Roderick wilde enkel in het Nijl-Hilton eten. Ik zei: ‘Vooruit, om jou een pleizier te doen gaan we daar dan een cordon bleutje prikken. Maar vergeet niet dat in die keuken ook een Egyptenaar werkt die met zijn linkerhand jouw kipflapjes omdraait.’

Enfin, Roderick heeft een week op bed gelegen en kwam tien kilo lichter thuis hetgeen hem goed stond.

Ik heb drie keer het carnaval in Rio mogen meemaken en dat is geen sinecure, nog los van alle polonaisebacteriën, -streptokokken en -viri. Gelukkig was het meestal in de tijd van de baas want goedkoop is het niet, dat feestgedruis. Een lullig stoeltje op de slechtste plek in de Sambódromo, het door Oscar Niemeyer ontworpen stadion waar de grote optocht eindigt, kost klauwen met geld. De angstaanjagende beelden van gemaskerde mannen in gele pakken die de tribunes van de Sambódromo schoonspoten, deden herinneren aan de film Virus met Dustin Hoffman en gingen gans de wereld over. Alsof dat cosmetisch gefriemel helpt en de angst bij de carnavalsganger wegneemt.

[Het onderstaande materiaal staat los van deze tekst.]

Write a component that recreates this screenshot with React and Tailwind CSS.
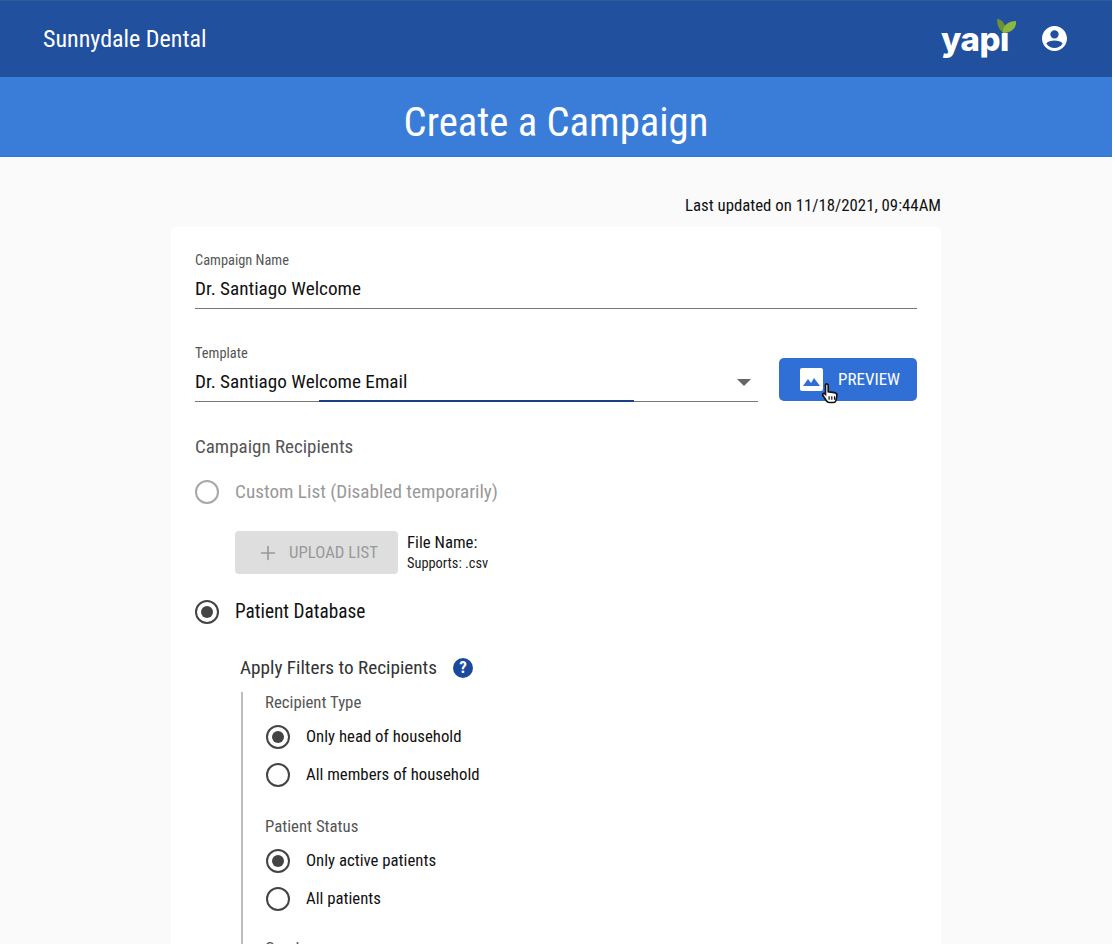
import React from 'react';
import { Plus } from 'lucide-react';

function Radio({ checked, muted }) {
  return (
    <span className={`w-6 h-6 shrink-0 rounded-full border-2 flex items-center justify-center ${muted ? 'border-[#a8a8a8]' : 'border-[#444]'}`}>
      {checked && <span className="w-3 h-3 rounded-full bg-[#444]" />}
    </span>
  );
}

function SubOption({ label, checked }) {
  return (
    <div className="h-[38px] flex items-center gap-[16px]">
      <Radio checked={checked} />
      <span className="text-[16.800px] text-[#111]">{label}</span>
    </div>
  );
}

export default function App() {
  return (
    <div className="w-[1112px] h-[944px] overflow-hidden bg-[#fafafa] font-['Roboto',sans-serif] [font-stretch:75%]">
      <header className="h-[77px] bg-[#20509e] flex items-center justify-between pl-[43px] pr-[45px] border-t border-[#2f5a94]">
        <span className="text-[24px] text-white -mt-[1px]">Sunnydale Dental</span>
        <div className="flex items-center gap-[25px]">
          <div className="relative h-[44px] w-[76px]">
            <span className="absolute left-0 top-[2px] text-[33px] leading-[40px] font-extrabold text-white tracking-[-0.5px] font-['Inter',sans-serif] [font-stretch:100%]">yapı</span>
            <svg className="absolute left-[56px] top-[2px] w-[19px] h-[14px]" viewBox="0 0 19 14">
              <path d="M8 14C3 13 0 7 0 0c5 0 10 6 8 14z" fill="#6b9331" />
              <path d="M6 14C5 7 11 2 19 2c1 6-4 12-13 12z" fill="#8ab840" />
            </svg>
          </div>
          <svg className="w-[25px] h-[25px] -mt-[1px]" viewBox="0 0 24 24" fill="white">
            <path d="M12 0C5.400 0 0 5.400 0 12s5.400 12 12 12 12-5.400 12-12S18.600 0 12 0zm0 4a4 4 0 1 1 0 8 4 4 0 0 1 0-8zm0 17c-3.300 0-6.200-1.600-7.800-4.300C5.600 14.900 9 14 12 14s6.400.9 7.800 2.700C18.200 19.400 15.300 21 12 21z" />
          </svg>
        </div>
      </header>

      <div className="h-[80px] bg-[#3a7dd9] border-b border-[#2f74d6] flex items-center justify-center pt-[12px]">
        <h1 className="text-[40.700px] text-white">Create a Campaign</h1>
      </div>

      <main className="w-[770px] ml-[171px]">
        <p className="h-[70px] pt-[38px] text-right text-[16.800px] leading-[20px] text-[#111]">Last updated on 11/18/2021, 09:44AM</p>

        <section className="bg-white rounded-[6px] px-[24px] pt-[25px] h-[800px]">
          <label className="block text-[14.400px] leading-[18px] text-[#555]">Campaign Name</label>
          <div className="mt-[7px] h-[32px] border-b border-[#777] text-[19.200px] leading-[24px] text-[#111]">Dr. Santiago Welcome</div>

          <div className="mt-[36px] flex items-start gap-[21px]">
            <div className="flex-1">
              <label className="block text-[14.400px] leading-[18px] text-[#555]">Template</label>
              <div className="relative mt-[7px] h-[32px] border-b border-[#777] text-[19.200px] leading-[24px] text-[#111] flex justify-between">
                <span>Dr. Santiago Welcome Email</span>
                <span className="mt-[9px] mr-[7px] w-0 h-0 border-x-[7px] border-x-transparent border-t-[7px] border-t-[#666]" />
                <span className="absolute left-[124px] -bottom-[1px] w-[315px] h-[2px] bg-[#1b3f87]" />
              </div>
            </div>
            <div className="relative mt-[13px]">
              <button className="w-[138px] h-[43px] bg-[#2f6fd6] rounded-[5px] flex items-center gap-[15px] pl-[21px] text-[17px] text-white">
                <svg className="w-[23px] h-[23px]" viewBox="0 0 23 23">
                  <rect width="23" height="23" rx="2" fill="white" />
                  <path d="M3 18l5-7 3 4 3-5 6 8z" fill="#2f6fd6" />
                </svg>
                PREVIEW
              </button>
              <svg className="absolute left-[42px] top-[24px] w-[18px] h-[23px]" viewBox="0 0 20 24">
                <path d="M5 2c1-1 3-1 3 1v7l7 1c2 .5 3 2 2.500 4l-1 5c-.3 1-1 2-2.500 2H9c-1 0-2-.5-3-2l-4-6c-.8-1.500.8-3 2.500-1.500L5 13z" fill="white" stroke="#111" strokeWidth="1.800" />
                <path d="M9 15v4M12 15v4M15 15v4" stroke="#111" strokeWidth="1.300" />
              </svg>
            </div>
          </div>

          <h2 className="mt-[34px] text-[19px] leading-[22px] text-[#555]">Campaign Recipients</h2>

          <div className="mt-[22px] flex items-center gap-[16px]">
            <Radio muted />
            <span className="text-[19.200px] leading-[24px] text-[#999]">Custom List (Disabled temporarily)</span>
          </div>

          <div className="mt-[27px] ml-[40px] flex items-center gap-[9px]">
            <div className="w-[163px] h-[43px] rounded-[4px] bg-[#dedede] pl-[2px] flex items-center justify-center gap-[10px] text-[16.800px] text-[#999]">
              <Plus size={22} strokeWidth={1.8} />
              UPLOAD LIST
            </div>
            <div className="-mt-[1px]">
              <p className="text-[16.800px] leading-[20px] text-[#111]">File Name:</p>
              <p className="text-[14.400px] leading-[18px] text-[#222] mt-[3px]">Supports: .csv</p>
            </div>
          </div>

          <div className="mt-[26px] flex items-center gap-[16px]">
            <Radio checked />
            <span className="text-[19.300px] leading-[24px] text-[#111]">Patient Database</span>
          </div>

          <div className="mt-[32px] ml-[45px] flex items-center gap-[16px]">
            <span className="text-[19.200px] leading-[24px] text-[#333]">Apply Filters to Recipients</span>
            <span className="w-[20px] h-[20px] rounded-full bg-[#1b4a9c] text-white text-[17px] font-bold flex items-center justify-center">?</span>
          </div>

          <div className="mt-[12px] ml-[46px] pl-[23px] border-l-2 border-[#bdbdbd] h-[300px]">
            <p className="-ml-[1px] text-[16.800px] leading-[20px] text-[#555]">Recipient Type</p>
            <div className="mt-[6px]">
              <SubOption label="Only head of household" checked />
              <SubOption label="All members of household" />
            </div>
            <p className="-ml-[1px] mt-[22px] text-[16.800px] leading-[20px] text-[#555]">Patient Status</p>
            <div className="mt-[6px]">
              <SubOption label="Only active patients" checked />
              <SubOption label="All patients" />
            </div>
            <p className="-ml-[1px] mt-[20px] text-[16.800px] leading-[20px] text-[#555]">Gender</p>
          </div>
        </section>
      </main>
    </div>
  );
}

Eerlijk gezegd word ik een beetje moe van bange mensen en vooral van mensen die voor alles bang zijn. Van leven ga je nou eenmaal dood. Het zal mij niets verbazen als de vaccinatiedienst van de GGD binnenkort met een preventief en peperduur middeltje tegen zika op de markt komt. Als een nietsvermoedende sukkel bij de GGD binnenloopt en zegt dat hij deze zomer in de Ardennen gaat kamperen en of ze misschien iets tegen reizigersdiarree hebben, krijgt hij een vaccinatiepakket van 200 euri in zijn maag gesplitst. Tip van Tuur: ga gewoon lekker carnavallen in Rio maar doe wel effe je Rolex-klokkie af in de polonaise. En van een ordinaire druiper is nog nooit iemand doodgegaan, al heb je veel uit te leggen aan moeders de vrouw als je met anale gonorroe van het zalmvissen in Alaska (hartje winter) thuiskomt. Alaaf!